Before World War II, there was a concern, particularly with upper-level Foreign Service officers like Ambassador William C. Bullitt, regarding American diplomats marrying foreign-born women. He used his influence with President Franklin Roosevelt to encourage a rule requiring FSO’s to submit their resignation and formally request permission to marry foreign spouses. Many people felt that marrying foreign wives took away from American diplomacy and created un-American homes and embassies.
After the war, many men came back to the States and requested marriages to women they had met abroad, so the rule became unsustainable and was changed. Though the rule was changed, tensions prevailed between American wives and foreign-born wives, as they subtly competed against one another to show that they were classier, better educated or more suited to the role of the diplomatic wife.
Margaret Jones Palmer served as the receptionist and visa clerk in Hamburg, Germany from 1938-1939. She was interviewed by Jewell Fenzi beginning February 1992. The following excerpts examine the problems of foreign wives in diplomatic circles. Elizabeth Lewis Cabot was the wife of four-time ambassador, John Moors Cabot. She was interviewed by Jewell Fenzi beginning April 1987. Charles Gillespie served as the Supervisory Security Officer in Brussels, Belgium from 1966-1967. He describes the tension between American and foreign-born spouses. He was interviewed by Charles Stuart Kennedy beginning September 1995. The book Foreign at Home and Away: Foreign-Born Wives in the U.S. Foreign Service also deals with this issue.

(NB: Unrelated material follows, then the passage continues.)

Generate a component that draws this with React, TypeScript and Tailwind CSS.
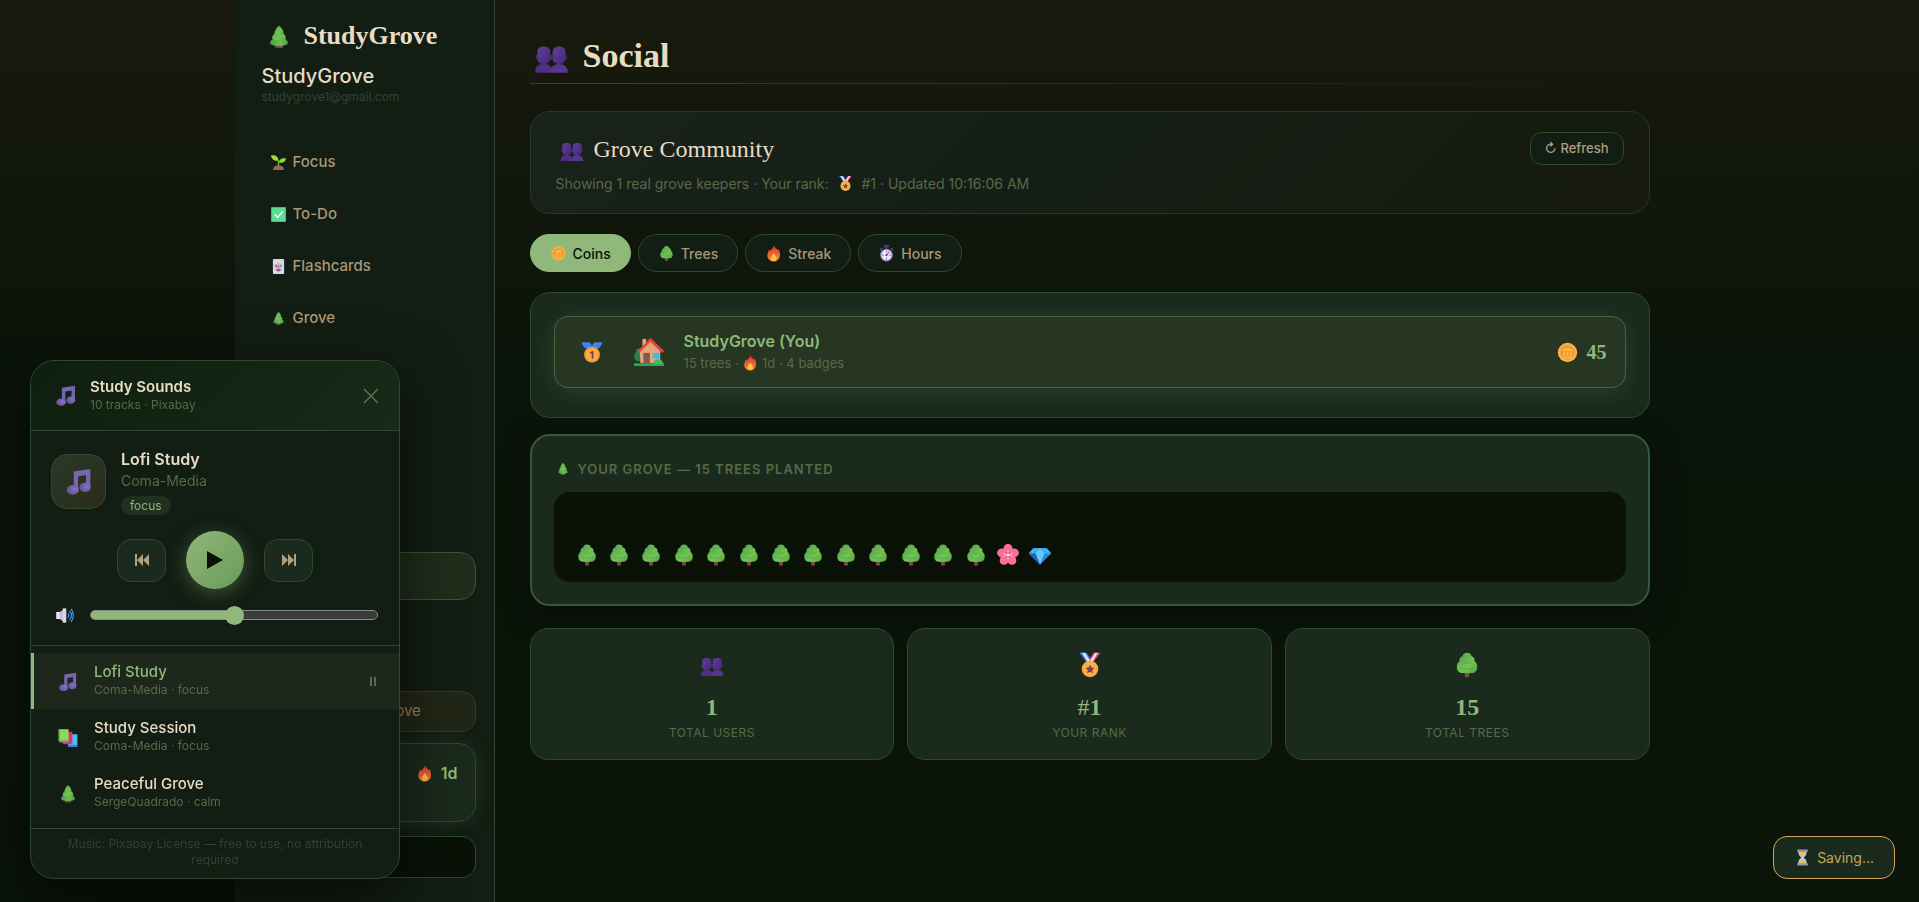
import { useState } from "react"

const emoji = {
  pine: (
    <>
      <path d="M11 25h10v4c-2 1-8 1-10 0z" fill="#7d4453" />
      <path d="M16 14c5 2 11 6 11 9 0 3-5 4-11 4S5 26 5 23c0-3 6-7 11-9z" fill="url(#leaf)" />
      <path d="M16 8c4 2 8.500 6 8.500 8.500S21 20 16 20s-8.500-1-8.500-3.500S12 10 16 8z" fill="url(#leafLight)" />
      <path d="M16 2c2 1 5.500 6 5.500 8.500S19 13.500 16 13.500s-5.500-.5-5.500-3S14 3 16 2z" fill="url(#leafLight)" />
    </>
  ),
  tree: (
    <>
      <path d="M13.500 23h5v7h-5z" fill="#7d4a53" />
      <path
        d="M16 2c3 0 5 1.500 5 4 2.500.5 4 2.500 3.600 5.500C27 13.500 28 16 27.600 19c-.2 4-3 6-6 6-3 .6-8 .6-11 0-3 0-6-2-6.200-6-.4-3 .8-5.500 3-7.500C7 8.500 8.500 6.500 11 6c0-2.500 2-4 5-4z"
        fill="url(#leafLight)"
      />
      <path d="M12 13c3 1.500 6 1.500 9 0M9 19c4 2 10 2 14 0" stroke="#56a548" strokeWidth="1.300" fill="none" opacity=".6" />
    </>
  ),
  people: (
    <>
      <path d="M1 28c0-5 2-8 8-8s8 3 8 8z" fill="#4f2f86" />
      <path d="M15 28c0-5 3-8 8-8s8 3 8 8z" fill="#57368f" />
      <rect x="3" y="4" width="12" height="16" rx="5" fill="url(#violet)" />
      <rect x="17" y="4" width="12" height="16" rx="5" fill="url(#violet)" />
      <path d="M2 12h1v4H2zM15 12h2v4h-2zM29 12h1v4h-1z" fill="#4f2f86" />
    </>
  ),
  medal: (
    <>
      <path d="M4 2h8l6 9-5 3z" fill="#3f8fe8" />
      <path d="M28 2h-8l-6 9 5 3z" fill="#f0386b" />
      <path d="M7 2h3l6 9-3 1zM25 2h-3l-6 9 3 1z" fill="#e8e4f4" />
      <circle cx="16" cy="20.500" r="9.500" fill="#f5a83c" />
      <circle cx="16" cy="20.500" r="7.500" fill="#fbb245" />
      <path d="m16 15.500 1.600 3.300 3.600.5-2.600 2.500.6 3.600-3.200-1.700-3.200 1.700.6-3.600-2.600-2.500 3.600-.5z" fill="#7c3f52" />
    </>
  ),
  first: (
    <>
      <path d="M2 3h9c3 0 4 3 5 5 1-2 2-5 5-5h9c-1 5-4 8-8 9l-6 2-6-2C6 11 3 8 2 3z" fill="#3f82f0" />
      <circle cx="16" cy="19.500" r="10.500" fill="#f59c38" />
      <circle cx="16" cy="19.500" r="8" fill="#ffab40" />
      <path d="M13 16.500 16 14.500h2V25h-2.500v-7.500l-2.500.8z" fill="#7c3f52" />
    </>
  ),
  coin: (
    <>
      <circle cx="16" cy="16" r="13.500" fill="#fbb23d" />
      <circle cx="16" cy="16" r="10" fill="#ee9639" />
      <path d="M9 13c1-4 13-4 14 0v1H9zM10 15h2.500v6H10zM14.700 15h2.600v6h-2.600zM19.500 15H22v6h-2.500zM9 22h14v2H9z" fill="#fcbc48" />
    </>
  ),
  fire: (
    <>
      <path d="M17 1c1 4 5 5 7 9 1-1 1-2 1-3 3 5 4 10 3 14-1 6-6 10-11.500 10S5 27 4.500 21C4 15 7 13 7 9l2.500 2.500C12 7 16 6 17 1z" fill="url(#flame)" />
      <path d="M16.500 14c0 3 5.500 6 5.500 10.500 0 3-2.500 5.500-5.500 5.500S11 27.500 11 24.500c0-4 4-5 5.500-10.500z" fill="#fbc53c" />
    </>
  ),
  watch: (
    <>
      <path d="M11 0h10v4h-3v4h-4V4h-3z" fill="#4a3a78" />
      <path d="M4 9l4-3M28 9l-4-3" stroke="#5a4a8c" strokeWidth="3" />
      <circle cx="16" cy="19" r="12" fill="#8d86b4" />
      <circle cx="16" cy="19" r="9.500" fill="#ece8f6" />
      <path d="M16 19l5-6" stroke="#e83a5f" strokeWidth="2" />
      <path d="M16 11v3M16 24v3M8 19h3M21 19h3" stroke="#5a4a8c" strokeWidth="1.500" />
      <circle cx="16" cy="19" r="2" fill="#4a3a78" />
    </>
  ),
  seedling: (
    <>
      <path d="M14.500 11h3v13h-3z" fill="#6fb53a" />
      <path d="M0 1c7-2 15 0 16 11C8 14 1 9 0 1z" fill="#a4dc3c" />
      <path d="M32 7c-7-1-14 0-15 9 8 2 14-1 15-9z" fill="#8fdb34" />
      <path d="M4 32c1-7 6-10 12-10s11 3 12 10z" fill="#9c655d" />
    </>
  ),
  check: (
    <>
      <rect width="32" height="32" rx="2" fill="#45bd7c" />
      <rect x="2" y="2" width="28" height="28" rx="2" fill="#5edb95" />
      <path d="m8 16 6 6 11-12" stroke="#fff" strokeWidth="3" fill="none" />
    </>
  ),
  joker: (
    <>
      <rect x="4" y="0" width="24" height="32" rx="2" fill="#dcd6ec" />
      <path d="M8 13c3-3 5-1 6 2l2-6 2 6c1-3 3-5 6-2l-2 5H10z" fill="#58a7ec" />
      <path d="M8 13c3-3 5-1 6 2l-2 3h-2z" fill="#ee4f9a" />
      <circle cx="16" cy="9" r="2.500" fill="#f6c63f" />
      <circle cx="16" cy="19" r="4" fill="#f29a63" />
      <path d="M10 22h12l-3 4h-6z" fill="#7c4fc0" />
    </>
  ),
  notes: (
    <>
      <path d="M10 4 29 1v21h-5V8l-9 1.600V25h-5z" fill="#7765ae" />
      <ellipse cx="9" cy="25" rx="7" ry="5.500" fill="url(#note)" />
      <ellipse cx="23" cy="22" rx="6.500" ry="5.500" fill="url(#note)" />
    </>
  ),
  books: (
    <>
      <path d="M16 10h15v20H16z" fill="#3fc0f4" />
      <path d="M16 27h15v3H16z" fill="#5a6fd0" />
      <path d="M8 6h15v18l-3 2H8z" fill="#e5316b" />
      <path d="M1 2h16v19H1z" fill="#86da5c" />
      <path d="M1 20h16l-1 3H3z" fill="#8f7fb8" />
      <path d="M1 2h2v19H1z" fill="#4fae53" />
    </>
  ),
  flower: (
    <>
      <g fill="#fb6f96">
        <ellipse cx="16" cy="8" rx="6" ry="7" />
        <ellipse cx="16" cy="8" rx="6" ry="7" transform="rotate(72 16 16)" />
        <ellipse cx="16" cy="8" rx="6" ry="7" transform="rotate(144 16 16)" />
        <ellipse cx="16" cy="8" rx="6" ry="7" transform="rotate(216 16 16)" />
        <ellipse cx="16" cy="8" rx="6" ry="7" transform="rotate(288 16 16)" />
      </g>
      <circle cx="16" cy="16" r="4" fill="#e0447c" />
      <path d="M16 10v12M10 14l12 4M22 14l-12 4" stroke="#ffd7e2" strokeWidth="1.300" />
    </>
  ),
  gem: (
    <>
      <path d="M7 7h18l6 7-15 15L1 14z" fill="#2a86dc" />
      <path d="M7 7h18l6 7H1z" fill="#35b8f2" />
      <path d="m10 14 6-7 6 7-6 15z" fill="#6cc4f8" />
      <path d="M1 14h9l6 15z" fill="#2263c4" />
    </>
  ),
  speaker: (
    <>
      <path d="M2 10h8v12H2z" fill="#e8e2f0" />
      <path d="M8 10l9-6v24l-9-6z" fill="#c4bcd2" />
      <path d="M13 4h6v24h-6z" fill="#ddd6e8" />
      <path d="M21 12c3 2 3 6 0 8M24 8c5 4 5 12 0 16M27 5c5 6 5 16 0 22" stroke="#3a9cf0" strokeWidth="2" fill="none" />
    </>
  ),
  hourglass: (
    <>
      <path d="M8 4h16c0 6-2 9-6 12 4 3 6 6 6 12H8c0-6 2-9 6-12-4-3-6-6-6-12z" fill="#a9d5f4" />
      <path d="M10 6h12c-1 4-3 6-6 9-3-3-5-5-6-9zM16 18l7 9H9z" fill="#f8b84a" />
      <path d="M6 1h20v4H6zM6 27h20v4H6z" fill="#9b93ae" />
    </>
  ),
  house: (
    <>
      <circle cx="6" cy="16" r="4" fill="#2c7f43" />
      <circle cx="5" cy="21" r="5" fill="#278245" />
      <path d="M9 2h4v9H9z" fill="#d9a888" />
      <path d="M6 15 17 4l11 11v13H7z" fill="#e2a67a" />
      <path d="M4 15 17.500 1 32 15l-1.500 2L17.500 5 5.500 17z" fill="#e8453f" />
      <path d="M10 17h7v11h-7z" fill="#8c5650" />
      <path d="M20 17h7v6h-7z" fill="#3fb8f4" />
      <path d="M0 28h32v3H0z" fill="#2fa35a" />
      <path d="M20 29c1-4 4-6 7-5 3 0 4 3 4 5z" fill="#3fbf62" />
    </>
  ),
}

type EmojiName = keyof typeof emoji

function Emoji({ name, className = "size-5" }: { name: EmojiName; className?: string }) {
  return (
    <svg viewBox="0 0 32 32" className={`shrink-0 ${className}`} aria-hidden="true">
      {emoji[name]}
    </svg>
  )
}

// Gradients shared by every emoji drawing
function EmojiDefs() {
  return (
    <svg width="0" height="0" className="absolute" aria-hidden="true">
      <defs>
        <linearGradient id="leaf" x1="0" x2="1" y1="0" y2="0">
          <stop offset="0" stopColor="#4c9a50" />
          <stop offset=".6" stopColor="#6cc04f" />
          <stop offset="1" stopColor="#4c9c4c" />
        </linearGradient>
        <linearGradient id="leafLight" x1="0" x2="1" y1="0" y2="1">
          <stop offset="0" stopColor="#4f9c54" />
          <stop offset=".6" stopColor="#72c452" />
          <stop offset="1" stopColor="#58a548" />
        </linearGradient>
        <linearGradient id="violet" x1="0" x2="1" y1="0" y2="1">
          <stop offset="0" stopColor="#61409a" />
          <stop offset="1" stopColor="#432775" />
        </linearGradient>
        <radialGradient id="note" cx=".65" cy=".4">
          <stop offset="0" stopColor="#8672cc" />
          <stop offset="1" stopColor="#6a5a9e" />
        </radialGradient>
        <linearGradient id="flame" x1="0" x2="0" y1="0" y2="1">
          <stop offset="0" stopColor="#e0343c" />
          <stop offset="1" stopColor="#f9862f" />
        </linearGradient>
      </defs>
    </svg>
  )
}

const navItems: { icon: EmojiName; label: string }[] = [
  { icon: "seedling", label: "Focus" },
  { icon: "check", label: "To-Do" },
  { icon: "joker", label: "Flashcards" },
  { icon: "pine", label: "Grove" },
]

const tabs: { icon: EmojiName; label: string }[] = [
  { icon: "coin", label: "Coins" },
  { icon: "tree", label: "Trees" },
  { icon: "fire", label: "Streak" },
  { icon: "watch", label: "Hours" },
]

const tracks: { icon: EmojiName; title: string; meta: string }[] = [
  { icon: "notes", title: "Lofi Study", meta: "Coma-Media · focus" },
  { icon: "books", title: "Study Session", meta: "Coma-Media · focus" },
  { icon: "pine", title: "Peaceful Grove", meta: "SergeQuadrado · calm" },
]

const grove: EmojiName[] = [...Array<EmojiName>(13).fill("tree"), "flower", "gem"]

function Sidebar() {
  return (
    <aside className="flex w-[260px] shrink-0 flex-col border-r border-[#2d4a2d] bg-[#121d13] px-[18px] pb-6">
      <div className="flex h-[70px] items-center gap-3 pl-[13px]">
        <Emoji name="pine" className="mt-1 size-[26px]" />
        <span className="font-['Liberation_Serif',serif] text-[26px] font-bold text-[#e8dcc4]">StudyGrove</span>
      </div>
      <div className="-mt-[6px] pl-[9px]">
        <p className="text-xl leading-6 font-medium text-[#e8dcc4]">StudyGrove</p>
        <p className="text-[12px] leading-[18px] text-[#2d4530]">studygrove1@gmail.com</p>
      </div>
      <nav className="mt-[30px] flex flex-col">
        {navItems.map((item) => (
          <a key={item.label} href="#" className="flex h-[52px] items-center gap-[7px] pl-[18px] text-[15px] font-medium text-[#a89878]">
            <Emoji name={item.icon} className="size-[15px]" />
            {item.label}
          </a>
        ))}
      </nav>

      <div className="mt-auto flex flex-col">
        <div className="h-12 rounded-2xl border border-[#3a5734] bg-[#1f2d1b]" />
        <button className="mt-[91px] h-[41px] rounded-[14px] border border-[#3a3822] bg-[#222616] text-[15px] text-[#a08450]">
          Share My Grove
        </button>
        <div className="mt-[11px] flex h-[79px] items-start justify-end gap-2 rounded-[18px] border border-[#2d4a2d] bg-[#1a2a1c] px-[17px] pt-[17px] text-base font-semibold text-[#8fb87a] shadow-[0_0_20px_rgba(143,184,122,0.15)]">
          <Emoji name="fire" className="mt-1 size-[17px]" />
          1d
        </div>
        <div className="mt-[14px] h-[42px] rounded-[14px] border border-[#2d4a2d] bg-[#0a1208]" />
      </div>
    </aside>
  )
}

function Leaderboard() {
  return (
    <section className="mt-5 rounded-[20px] border border-[#2d4a2d] bg-[#1a2a1c] px-[23px] pt-[23px] pb-[29px]">
      <div className="flex h-[72px] items-center rounded-[14px] border border-[#4a6640] bg-[#263623] pr-[18px] pl-[25px] shadow-[0_4px_24px_rgba(143,184,122,0.15)]">
        <Emoji name="first" className="size-6" />
        <Emoji name="house" className="ml-[30px] size-[30px]" />
        <div className="ml-5">
          <h3 className="text-[16px] leading-[22px] font-semibold text-[#8fb87a]">StudyGrove (You)</h3>
          <p className="flex items-center text-[13px] leading-[22px] text-[#566b46]">
            15 trees ·&nbsp;
            <Emoji name="fire" className="size-4" />
            &nbsp;1d · 4 badges
          </p>
        </div>
        <div className="ml-auto flex items-center gap-2 font-['Liberation_Serif',serif] text-xl font-bold text-[#8fb87a]">
          <Emoji name="coin" className="size-[23px]" />
          45
        </div>
      </div>
    </section>
  )
}

function GrovePanel() {
  return (
    <section className="mt-4 rounded-[20px] border-2 border-[#35573a] bg-[#1a2a1c] px-[22px] pt-[22px] pb-[22px] shadow-[0_8px_32px_rgba(0,0,0,0.4)]">
      <h3 className="flex items-center gap-2 pl-[2px] text-[13px] leading-[22px] font-semibold tracking-[1px] text-[#566b46] uppercase">
        <Emoji name="pine" className="size-[14px]" />
        Your Grove — 15 Trees Planted
      </h3>
      <div className="mt-3 flex h-[90px] items-end rounded-2xl bg-[#0a1208] px-[21px] pb-[15px]">
        <div className="flex w-full max-w-[478px] justify-between">
          {grove.map((item, i) => (
            <Emoji key={i} name={item} className="size-6" />
          ))}
        </div>
      </div>
    </section>
  )
}

function StatCard({ icon, value, prefix, label }: { icon: EmojiName; value: string; prefix?: string; label: string }) {
  return (
    <div className="flex flex-1 flex-col items-center rounded-[18px] border border-[#2d4a2d] bg-[#1a2a1c] pt-[22px] pb-4 text-center">
      <Emoji name={icon} className={icon === "people" ? "mt-1 size-6" : "size-7"} />
      <p className="mt-[14px] font-['Liberation_Serif',serif] text-2xl leading-7 font-bold text-[#8fb87a]">
        {prefix && <span className="font-normal">{prefix}</span>}
        {value}
      </p>
      <p className="mt-[2px] text-[12px] leading-5 tracking-[0.5px] text-[#566b46] uppercase">{label}</p>
    </div>
  )
}

function Player() {
  const [volume, setVolume] = useState(50)
  const [active, setActive] = useState(0)

  return (
    <section
      aria-label="Study Sounds"
      className="fixed bottom-[23px] left-[30px] w-[370px] overflow-hidden rounded-3xl border border-[#2d4a2d] bg-[#121d13] shadow-[0_20px_60px_rgba(0,0,0,0.6)]"
    >
      <header className="flex h-[70px] items-center border-b border-[#2d4a2d] bg-linear-135 from-[#0f1f0f] to-[#1a2a18] pr-[20px] pl-6">
        <Emoji name="notes" className="size-[22px]" />
        <div className="ml-[13px]">
          <h2 className="text-[15px] leading-[18px] font-semibold text-[#e8dcc4]">Study Sounds</h2>
          <p className="text-xs leading-[18px] text-[#566b46]">10 tracks · Pixabay</p>
        </div>
        <button aria-label="Close" className="ml-auto text-[#6b7a56]">
          <svg viewBox="0 0 16 16" className="size-4" stroke="currentColor" strokeWidth="1.200" fill="none">
            <path d="M1 1l14 14M15 1 1 15" />
          </svg>
        </button>
      </header>

      <div className="px-5 pt-[17px] pb-[20px]">
        <div className="flex items-center gap-[15px]">
          <div className="flex size-[55px] items-center justify-center rounded-2xl border border-[#34472f] bg-linear-135 from-[#263b27] to-[#2b2a1a]">
            <Emoji name="notes" className="size-[28px]" />
          </div>
          <div>
            <h3 className="text-[16px] leading-[22px] font-semibold text-[#e8dcc4]">Lofi Study</h3>
            <p className="text-[14px] leading-[22px] text-[#566b46]">Coma-Media</p>
            <span className="mt-1 flex h-[19px] w-fit items-center rounded-full bg-[#213020] px-[9px] text-xs text-[#8fb87a]">focus</span>
          </div>
        </div>

        <div className="mt-4 flex items-center justify-center gap-5">
          <button aria-label="Previous track" className="flex h-[43px] w-[49px] items-center justify-center rounded-[14px] border border-[#2d4a2d] bg-[#1a2a1c]">
            <svg viewBox="0 0 14 12" className="h-3 w-[14px]" fill="#b0a080">
              <path d="M0 0h2v12H0zM8 0v12L2 6zM14 0v12L8 6z" />
            </svg>
          </button>
          <button
            aria-label="Play"
            className="flex size-[58px] items-center justify-center rounded-full bg-linear-135 from-[#8fb87a] to-[#6a9a58] shadow-[0_4px_20px_rgba(143,184,122,0.35)]"
          >
            <svg viewBox="0 0 16 18" className="h-[18px] w-4" fill="#0a1208">
              <path d="M0 0l16 9-16 9z" />
            </svg>
          </button>
          <button aria-label="Next track" className="flex h-[43px] w-[49px] items-center justify-center rounded-[14px] border border-[#2d4a2d] bg-[#1a2a1c]">
            <svg viewBox="0 0 14 12" className="h-3 w-[14px]" fill="#b0a080">
              <path d="M12 0h2v12h-2zM0 0l6 6-6 6zM6 0l6 6-6 6z" />
            </svg>
          </button>
        </div>

        <div className="mt-4 flex h-5 items-center gap-4 pr-[1px] pl-[4px]">
          <Emoji name="speaker" className="size-[19px]" />
          <input
            type="range"
            aria-label="Volume"
            value={volume}
            onChange={(e) => setVolume(Number(e.target.value))}
            className="h-[10px] min-w-0 flex-1 appearance-none rounded-full border border-[#8a8a8a] [&::-webkit-slider-thumb]:size-[19px] [&::-webkit-slider-thumb]:appearance-none [&::-webkit-slider-thumb]:rounded-full [&::-webkit-slider-thumb]:bg-[#8fb87a]"
            style={{ background: `linear-gradient(90deg, #8fb87a ${volume}%, #3b3b3b ${volume}%)` }}
          />
        </div>
      </div>

      <ul className="border-t border-[#2d4a2d] py-[7px]">
        {tracks.map((track, i) => (
          <li key={track.title}>
            <button
              onClick={() => setActive(i)}
              className={`flex h-14 w-full items-center border-l-3 pr-[23px] pl-6 text-left ${
                active === i ? "border-[#8fb87a] bg-[#1d271b]" : "border-transparent"
              }`}
            >
              <Emoji name={track.icon} className="mt-[2px] size-5" />
              <span className="ml-4 flex flex-col">
                <span className={`text-[15px] leading-[18px] font-medium ${active === i ? "text-[#8fb87a]" : "text-[#e8dcc4]"}`}>
                  {track.title}
                </span>
                <span className="text-xs leading-[18px] text-[#566b46]">{track.meta}</span>
              </span>
              {active === i && (
                <svg viewBox="0 0 6 9" className="ml-auto h-[9px] w-[6px]" fill="#566b46">
                  <path d="M0 0h2v9H0zM4 0h2v9H4z" />
                </svg>
              )}
            </button>
          </li>
        ))}
      </ul>

      <footer className="border-t border-[#2d4a2d] px-8 pt-[7px] pb-[10px] text-center text-xs leading-4 text-[#2d4530]">
        Music: Pixabay License — free to use, no attribution required
      </footer>
    </section>
  )
}

export default function App() {
  const [tab, setTab] = useState("Coins")

  return (
    <div className="min-h-screen bg-[#0a1409] bg-linear-to-b from-[#181a0c] via-[#0b140a] via-40% to-[#0a1409] font-['Inter',sans-serif]">
      <EmojiDefs />
      <div className="mx-auto flex min-h-screen max-w-[1450px]">
        <Sidebar />
        <main className="min-w-0 flex-1 px-[35px] pt-[27px]">
          <h1 className="flex h-[56px] items-center gap-[14px] pl-1 font-['Liberation_Serif',serif] text-[34px] font-bold text-[#e8dcc4]">
            <Emoji name="people" className="mt-2 size-[35px]" />
            Social
          </h1>
          <div className="h-px bg-linear-to-r from-[#2d4a2d] to-transparent" />

          <section className="mt-[27px] flex items-start justify-between rounded-[20px] border border-[#25382f] bg-linear-135 from-[#19221b] via-[#151f17] via-40% to-[#171a0e] px-[25px] pt-[18px] pb-[17px]">
            <div>
              <h2 className="flex h-[38px] items-center gap-[10px] pl-1 font-['Liberation_Serif',serif] text-2xl text-[#e8dcc4]">
                <Emoji name="people" className="mt-[5px] size-6" />
                Grove Community
              </h2>
              <p className="mt-[3px] flex h-[25px] items-center text-[14px] text-[#566b46]">
                Showing 1 real grove keepers · Your rank:&nbsp;
                <Emoji name="medal" className="mr-1 ml-1 size-[17px]" />
                &nbsp;#1 · Updated 10:16:06 AM
              </p>
            </div>
            <button className="mt-[2px] h-[33px] rounded-xl border border-[#2d4a2d] bg-[#121d13] px-[14px] text-[13px] font-medium text-[#b0a080]">
              ↻ Refresh
            </button>
          </section>

          <div className="mt-5 flex gap-[7px]">
            {tabs.map((item) => (
              <button
                key={item.label}
                onClick={() => setTab(item.label)}
                className={`flex h-[38px] items-center gap-[6px] rounded-full border px-[19px] text-[14px] font-medium ${
                  tab === item.label ? "border-[#8fb87a] bg-[#8fb87a] text-[#0a1208]" : "border-[#2d4a2d] bg-[#121d13] text-[#a89878]"
                }`}
              >
                <Emoji name={item.icon} className="size-[17px]" />
                {item.label}
              </button>
            ))}
          </div>

          <Leaderboard />
          <GrovePanel />

          <div className="mt-[22px] flex gap-[13px]">
            <StatCard icon="people" value="1" label="Total Users" />
            <StatCard icon="medal" prefix="#" value="1" label="Your Rank" />
            <StatCard icon="tree" value="15" label="Total Trees" />
          </div>
        </main>
      </div>

      <Player />

      <div
        role="status"
        className="fixed right-6 bottom-[23px] flex h-[43px] items-center gap-[6px] rounded-[14px] border border-[#d4a85c] bg-[#1a2a1c] px-[20px] text-[14px] text-[#c9a45c]"
      >
        <Emoji name="hourglass" className="size-[17px]" />
        Saving...
      </div>
    </div>
  )
}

Read about the challenges of being a woman in the Foreign Service in the 1950s and 60s. Go here to read about Wives Gone Wild. Read about security investigations for homosexual behavior.
“Down deep inside, I thought, “They’re wonderful, but they’re not American”
Margaret Jones Palmer, Receptionist and Visa Clerk in Hamburg, Germany, 1938-1939
PALMER: One thing that struck me when I first arrived in Hamburg — and this is absolutely nothing against foreign wives, either, they are just wonderful and contributed an awful lot to our Service — but in the huge Consulate General there was only one American wife, which I found amazing. I loved and admired them all. And in those days, any American staff member, as I was, was immediately made part of the official family.
We went to every single reception, you were wined and dined and taken care of. But there was, to my way of thinking, a Polish household, a Swedish household, a French household, a Latvian household, and all the men were very American. But at home, those weren’t American homes.
I thought, “If I ever” — in those days I was already planning that one day I would join the Foreign Service, — “I will establish an American home.” Now, that’s probably not a very valid comment….
The vast majority of Foreign Service Officers went abroad when they were young, of a marriageable age, and they were introduced to very attractive girls and they all became engaged and they all got married.
But still, down deep inside, I thought, “They’re wonderful, these are dear and sweet people and I love them but they’re not American and they do not project an American home.” And the children weren’t American either. I think that stuck with me.
“The American embassy ought to be represented by American women”
Elizabeth Lewis Cabot, Spouse of Ambassador John Moors Cabot
CABOT: During [World War II]…no man was allowed to marry a foreign wife. That was the first thing. And after the War, it was very troublesome, because so many men had met wives abroad. When they came in, all those other letters, AID [Agency for International Development], USIS [U.S. Information Service] — into State, they had to change the law.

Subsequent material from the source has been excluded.